Right now would be an excellent time to add some organic pellets to
perennial sections of your garden. They will break down quickly and provide
a little nutrient before things really slow up down-under, in the soil zone.
- By ‘perennial’ I mean the rhubarb, plus the lemon and orange trees and
that patch of mint and parsley that never gets any attention, not just the
flowering perennials in the bedding schemes.
- A reader wrote asking why she can no longer buy cheap seedlings lifted
while you watch them dug and wrapped in wet newspaper? Well as fresh as they
might have been, they did transfer soil borne diseases and certainly a few
weed seeds too.
- Today’s punnet stock seedlings are grown in a media (not soil) that is
pasteurised, at 60°C so it contains no plant pathogens (fungal and
bacterial spores that cause diseases) or weed seeds. Not as much fun to
watch the nurseryfolk prepare, but a lot healthier for your garden.

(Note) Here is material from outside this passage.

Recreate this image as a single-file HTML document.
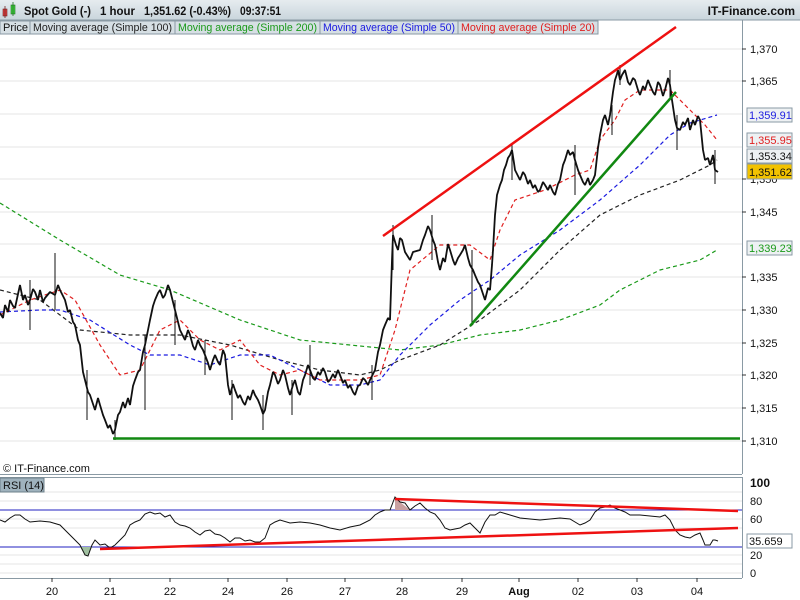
<!DOCTYPE html>
<html><head><meta charset="utf-8"><style>
body{margin:0;width:800px;height:600px;overflow:hidden;background:#fff;font-family:"Liberation Sans",sans-serif}
svg{display:block}
text{font-family:"Liberation Sans",sans-serif}
</style></head><body>
<svg width="800" height="600" viewBox="0 0 800 600" xmlns="http://www.w3.org/2000/svg">
<defs><linearGradient id="hg" x1="0" y1="0" x2="0" y2="1"><stop offset="0" stop-color="#e6ecef"/><stop offset="1" stop-color="#c9d5dc"/></linearGradient></defs>
<rect x="0" y="0" width="800" height="20" fill="url(#hg)"/>
<line x1="0" y1="20" x2="800" y2="20" stroke="#8a9aa4"/>
<rect x="3" y="9" width="4" height="7" fill="#e04040" stroke="#702020" stroke-width="0.6"/><line x1="5" y1="6" x2="5" y2="18" stroke="#702020" stroke-width="0.8"/>
<rect x="11" y="5" width="4" height="9" fill="#40d040" stroke="#207020" stroke-width="0.6"/><line x1="13" y1="2" x2="13" y2="16" stroke="#207020" stroke-width="0.8"/>
<g font-size="12" font-weight="bold" fill="#111">
<text x="24" y="15" textLength="67" lengthAdjust="spacingAndGlyphs">Spot Gold (-)</text><text x="100" y="15" textLength="35" lengthAdjust="spacingAndGlyphs">1 hour</text><text x="144" y="15" textLength="87" lengthAdjust="spacingAndGlyphs">1,351.62 (-0.43%)</text><text x="240" y="15" textLength="41" lengthAdjust="spacingAndGlyphs">09:37:51</text>
</g>
<text x="795" y="15" font-size="12" font-weight="bold" fill="#111" text-anchor="end">IT-Finance.com</text>
<line x1="742.5" y1="20" x2="742.5" y2="578" stroke="#8a9aa4"/>
<g stroke="#e4e4e4">
<line x1="0" y1="49" x2="742" y2="49"/><line x1="0" y1="81" x2="742" y2="81"/><line x1="0" y1="114" x2="742" y2="114"/><line x1="0" y1="147" x2="742" y2="147"/><line x1="0" y1="179" x2="742" y2="179"/><line x1="0" y1="212" x2="742" y2="212"/><line x1="0" y1="244" x2="742" y2="244"/><line x1="0" y1="277" x2="742" y2="277"/><line x1="0" y1="310" x2="742" y2="310"/><line x1="0" y1="343" x2="742" y2="343"/><line x1="0" y1="375" x2="742" y2="375"/><line x1="0" y1="408" x2="742" y2="408"/><line x1="0" y1="441" x2="742" y2="441"/>
</g>
<g font-size="11">
<rect x="0" y="21" width="30" height="13" fill="#d6dfe4" stroke="#8a9aa4"/><text x="3" y="31" fill="#111" textLength="25">Price</text>
<rect x="30" y="21" width="145" height="13" fill="#d6dfe4" stroke="#8a9aa4"/><text x="33" y="31" fill="#222" textLength="139" lengthAdjust="spacingAndGlyphs">Moving average (Simple 100)</text>
<rect x="175" y="21" width="145" height="13" fill="#d6dfe4" stroke="#8a9aa4"/><text x="178" y="31" fill="#1a9a1a" textLength="139" lengthAdjust="spacingAndGlyphs">Moving average (Simple 200)</text>
<rect x="320" y="21" width="138" height="13" fill="#d6dfe4" stroke="#8a9aa4"/><text x="323" y="31" fill="#1a1ae0" textLength="132" lengthAdjust="spacingAndGlyphs">Moving average (Simple 50)</text>
<rect x="458" y="21" width="140" height="13" fill="#d6dfe4" stroke="#8a9aa4"/><text x="461" y="31" fill="#e02020" textLength="134" lengthAdjust="spacingAndGlyphs">Moving average (Simple 20)</text>
</g>
<g font-size="11" fill="#111">
<line x1="742" y1="49" x2="746" y2="49" stroke="#333"/><text x="750" y="53">1,370</text>
<line x1="742" y1="81" x2="746" y2="81" stroke="#333"/><text x="750" y="85">1,365</text>
<line x1="742" y1="179" x2="746" y2="179" stroke="#333"/><text x="750" y="183">1,350</text>
<line x1="742" y1="212" x2="746" y2="212" stroke="#333"/><text x="750" y="216">1,345</text>
<line x1="742" y1="277" x2="746" y2="277" stroke="#333"/><text x="750" y="281">1,335</text>
<line x1="742" y1="310" x2="746" y2="310" stroke="#333"/><text x="750" y="314">1,330</text>
<line x1="742" y1="343" x2="746" y2="343" stroke="#333"/><text x="750" y="347">1,325</text>
<line x1="742" y1="375" x2="746" y2="375" stroke="#333"/><text x="750" y="379">1,320</text>
<line x1="742" y1="408" x2="746" y2="408" stroke="#333"/><text x="750" y="412">1,315</text>
<line x1="742" y1="441" x2="746" y2="441" stroke="#333"/><text x="750" y="445">1,310</text>
</g>
<g font-size="11">
<rect x="747" y="108" width="45" height="14" fill="#eef1f3" stroke="#8a9aa4"/><text x="749" y="119" fill="#2020e0">1,359.91</text>
<rect x="747" y="133" width="45" height="14" fill="#eef1f3" stroke="#8a9aa4"/><text x="749" y="144" fill="#e02020">1,355.95</text>
<rect x="747" y="149" width="45" height="14" fill="#eef1f3" stroke="#8a9aa4"/><text x="749" y="160" fill="#111">1,353.34</text>
<rect x="747" y="164" width="45" height="15" fill="#f2c200" stroke="#8a9aa4"/><text x="749" y="176" fill="#111">1,351.62</text>
<rect x="747" y="241" width="45" height="14" fill="#eef1f3" stroke="#8a9aa4"/><text x="749" y="252" fill="#1a9a1a">1,339.23</text>
</g>
<g fill="none" stroke-width="1.2" stroke-dasharray="4,3">
<polyline stroke="#1a9a1a" points="0,203 60,240 120,275 170,290 240,320 300,340 350,345 380,348 400,350 440,345 480,335 520,330 560,320 600,305 620,290 660,270 700,260 717,250"/>
<polyline stroke="#222" points="0,290 40,300 80,330 130,335 180,335 230,345 280,360 320,370 360,375 380,370 400,360 440,345 480,320 520,290 560,250 600,215 640,195 680,180 710,165 717,160"/>
<polyline stroke="#1a1ae0" points="0,312 40,310 60,310 90,320 130,345 150,355 180,355 210,365 240,355 270,355 300,370 330,385 360,385 380,380 400,355 430,325 460,300 490,280 520,255 560,230 600,200 640,165 670,135 690,123 717,115"/>
<polyline stroke="#e02020" points="0,315 30,300 60,290 75,300 100,345 120,375 140,370 160,330 180,320 200,340 220,350 240,340 260,365 280,375 300,370 320,380 360,380 380,375 395,330 410,270 440,245 470,245 490,260 500,230 515,200 545,190 575,175 590,170 600,140 615,120 625,100 640,90 670,90 690,110 705,125 717,140"/>
</g>
<polyline fill="none" stroke="#111" stroke-width="1.8" stroke-linejoin="bevel" points="0,313 3,318 5,305 8,312 10,300 13,306 15,308 18,294 20,285 23,300 25,295 28,305 30,300 33,289 35,292 38,300 40,290 43,302 45,298 50,292 55,295 58,285 60,290 63,296 65,300 68,312 70,310 73,322 75,325 78,340 80,345 83,372 85,380 88,392 90,395 93,404 95,410 98,398 100,405 103,415 105,420 108,428 110,425 113,434 115,430 118,415 120,412 123,402 125,408 128,398 130,405 133,386 135,380 138,372 140,370 143,352 145,345 148,330 150,320 153,306 155,300 158,293 160,290 163,298 165,295 168,285 170,290 173,302 175,310 178,322 180,330 183,336 185,340 188,330 190,335 193,346 195,350 198,340 200,345 203,350 205,355 208,363 210,370 213,360 215,355 218,362 220,365 223,350 225,355 228,385 230,395 233,384 235,390 238,398 240,395 243,402 245,405 248,396 250,400 253,390 255,395 258,400 260,405 263,414 265,410 268,392 270,385 273,372 275,375 278,384 280,380 283,370 285,375 288,388 290,395 293,385 295,380 298,392 300,395 303,380 305,375 308,365 310,370 313,378 315,380 318,372 320,375 323,368 325,372 328,382 330,380 333,374 335,378 338,370 340,375 343,383 345,380 348,388 350,385 353,392 355,395 358,386 360,385 363,378 365,380 368,385 370,380 373,374 375,370 378,352 380,345 383,330 385,325 388,318 390,320 392,260 393,235 396,245 398,250 400,238 402,240 405,252 410,260 413,252 420,250 423,240 425,235 428,226 430,230 433,240 435,245 438,262 440,270 443,258 445,262 448,244 450,250 453,260 455,265 458,258 460,255 463,250 465,245 468,258 470,265 473,270 475,275 478,282 480,285 483,294 485,300 488,288 490,290 492,265 493,250 495,215 497,195 500,185 502,180 504,170 506,165 508,158 510,155 512,150 514,163 515,170 518,176 520,180 523,172 525,175 528,184 530,180 533,188 535,185 538,192 540,190 543,182 545,185 548,190 550,185 553,192 555,195 558,184 560,180 563,165 565,160 568,150 570,155 573,152 575,160 578,170 580,175 583,182 585,185 588,178 590,185 593,180 595,175 598,148 600,135 603,120 605,115 608,125 610,115 613,92 615,80 617,74 618,70 620,80 622,75 625,70 628,82 630,85 633,78 635,80 638,90 640,95 643,86 645,90 648,80 650,85 653,92 655,95 658,82 660,85 663,96 665,90 668,78 670,85 672,100 675,120 677,128 680,130 683,122 685,125 688,118 690,130 693,120 695,125 698,116 700,120 703,150 705,160 708,158 710,165 713,155 715,170 718,172"/>
<g stroke="#111" stroke-width="1">
<line x1="55" y1="253" x2="55" y2="310"/><line x1="30" y1="280" x2="30" y2="330"/><line x1="87" y1="370" x2="87" y2="420"/><line x1="115" y1="420" x2="115" y2="440"/><line x1="145" y1="335" x2="145" y2="410"/><line x1="175" y1="300" x2="175" y2="345"/><line x1="205" y1="340" x2="205" y2="375"/><line x1="232" y1="380" x2="232" y2="420"/><line x1="263" y1="395" x2="263" y2="430"/><line x1="292" y1="380" x2="292" y2="415"/><line x1="310" y1="345" x2="310" y2="385"/><line x1="372" y1="365" x2="372" y2="400"/><line x1="393" y1="225" x2="393" y2="270"/><line x1="432" y1="215" x2="432" y2="260"/><line x1="472" y1="250" x2="472" y2="325"/><line x1="512" y1="143" x2="512" y2="180"/><line x1="575" y1="145" x2="575" y2="195"/><line x1="612" y1="105" x2="612" y2="135"/><line x1="620" y1="65" x2="620" y2="85"/><line x1="670" y1="70" x2="670" y2="100"/><line x1="677" y1="115" x2="677" y2="150"/><line x1="715" y1="150" x2="715" y2="184"/>
</g>
<line x1="383" y1="236" x2="676" y2="27" stroke="#ee1111" stroke-width="2.5"/>
<line x1="470" y1="326" x2="676" y2="92" stroke="#118811" stroke-width="2.5"/>
<line x1="113" y1="438.5" x2="740" y2="438.5" stroke="#118811" stroke-width="2.5"/>
<text x="3" y="472" font-size="11" fill="#111">© IT-Finance.com</text>
<rect x="0" y="474" width="800" height="3" fill="#fff"/>
<line x1="0" y1="474.5" x2="742" y2="474.5" stroke="#8a9aa4"/>
<line x1="0" y1="477.5" x2="742" y2="477.5" stroke="#8a9aa4"/>
<g stroke="#e4e4e4"><line x1="0" y1="492" x2="742" y2="492"/><line x1="0" y1="501" x2="742" y2="501"/><line x1="0" y1="519" x2="742" y2="519"/><line x1="0" y1="528" x2="742" y2="528"/><line x1="0" y1="555" x2="742" y2="555"/><line x1="0" y1="564" x2="742" y2="564"/><line x1="0" y1="573" x2="742" y2="573"/></g>
<line x1="0" y1="510" x2="742" y2="510" stroke="#2020c0"/>
<line x1="0" y1="547" x2="742" y2="547" stroke="#2020c0"/>
<path d="M395,497 L400,502 L410,510 L395,510 Z" fill="#c9a0a0"/>
<path d="M80,547 L85,555 L88,556 L92,547 Z" fill="#a0c0a0"/>
<polyline fill="none" stroke="#111" stroke-width="1" points="0,520 5,522 10,518 15,515 20,515 25,519 30,522 40,521 50,522 60,525 65,530 70,535 75,540 80,545 85,555 88,556 92,545 95,540 100,545 105,544 110,548 115,545 120,540 125,535 130,525 135,522 140,520 145,514 150,512 155,514 160,513 165,517 170,515 175,522 180,525 185,526 190,528 195,532 200,535 205,531 210,530 215,534 220,535 225,538 230,542 235,538 240,538 245,541 250,540 255,542 260,542 265,538 270,525 275,522 280,520 290,523 300,522 310,523 320,525 330,528 340,530 350,527 360,525 370,520 375,515 380,512 385,510 390,510 395,497 400,502 405,503 410,510 415,506 420,503 425,508 430,512 435,514 440,520 445,528 450,530 455,529 460,528 465,525 470,523 475,528 480,533 485,522 490,515 495,515 500,512 510,515 520,518 530,519 540,520 550,519 560,518 570,519 580,525 585,523 590,520 595,512 600,508 605,507 610,505 615,508 620,510 625,512 630,515 640,515 650,516 660,517 665,515 670,520 675,530 680,535 685,537 690,538 695,535 700,533 703,540 705,545 710,545 713,540 715,540 718,541"/>
<line x1="395" y1="499" x2="738" y2="511" stroke="#ee1111" stroke-width="2.5"/>
<line x1="100" y1="549" x2="738" y2="528" stroke="#ee1111" stroke-width="2.5"/>
<rect x="0" y="478" width="44" height="14" fill="#9fb2bd" stroke="#6e808a"/>
<text x="3" y="489" font-size="11" fill="#111">RSI (14)</text>
<g font-size="11" fill="#111">
<text x="750" y="487" font-weight="bold" font-size="12">100</text>
<text x="750" y="505">80</text><text x="750" y="523">60</text><text x="750" y="559">20</text><text x="750" y="577">0</text>
</g>
<rect x="747" y="534" width="45" height="14" fill="#fff" stroke="#8a9aa4"/><text x="749" y="545" font-size="11" fill="#111">35.659</text>
<line x1="0" y1="578.5" x2="742" y2="578.5" stroke="#8a9aa4"/>
<g font-size="11" fill="#111" text-anchor="middle">
<text x="52" y="595">20</text><text x="110" y="595">21</text><text x="170" y="595">22</text><text x="228" y="595">24</text><text x="287" y="595">26</text><text x="345" y="595">27</text><text x="402" y="595">28</text><text x="462" y="595">29</text><text x="519" y="595" font-weight="bold">Aug</text><text x="578" y="595">02</text><text x="637" y="595">03</text><text x="697" y="595">04</text>
</g>
<g stroke="#333"><line x1="52" y1="578" x2="52" y2="582"/><line x1="110" y1="578" x2="110" y2="582"/><line x1="170" y1="578" x2="170" y2="582"/><line x1="228" y1="578" x2="228" y2="582"/><line x1="287" y1="578" x2="287" y2="582"/><line x1="345" y1="578" x2="345" y2="582"/><line x1="402" y1="578" x2="402" y2="582"/><line x1="462" y1="578" x2="462" y2="582"/><line x1="519" y1="578" x2="519" y2="582"/><line x1="578" y1="578" x2="578" y2="582"/><line x1="637" y1="578" x2="637" y2="582"/><line x1="697" y1="578" x2="697" y2="582"/></g>
</svg>
</body></html>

- If you have cut all your Chrysanthemums for Mother’s Day and now have
the remainders waving in the wind, it’s time to cut them to the ground and
they make the basal growths that you can divide as rooted runners and share
with friends or plant more in spring. That way the snails get less to eat
too.
- In the flower garden plant seedlings of Cineraria ‘5th Avenue’,
Linaria ‘Fairy Bouquet’, Lobelia ‘Blue Eyes’, Antirrhinum ‘Camelot’,
Aquilegia ‘McKennas’, Poppies, Stock ‘Apple Blossom’, Alyssum ‘Tiny
Tim’, Pansy ‘Tiger Silk’, ‘Au Go Go’, ‘Autumn Jewels’ and
Calendula ‘Bronze Aussie’. Sow seed of Cornflowers
In the vegetable garden seedlings of Cauliflower*, Cabbage* ‘Lionheart’,
Celery ‘American Stringless’, Lettuce* ‘Combo’ pack of Mignonettes,
Cos, Butterheads and heading types, Onion ‘Cream Gold’ (mild flavour) and
‘Californian Red’ (real onion taste) and Snow Peas* either from punnets or
seed sown along with all those marked *. Sow seed also of White Mustard for
nematode control, Broad Beans for green manure and Turnips to eat while small.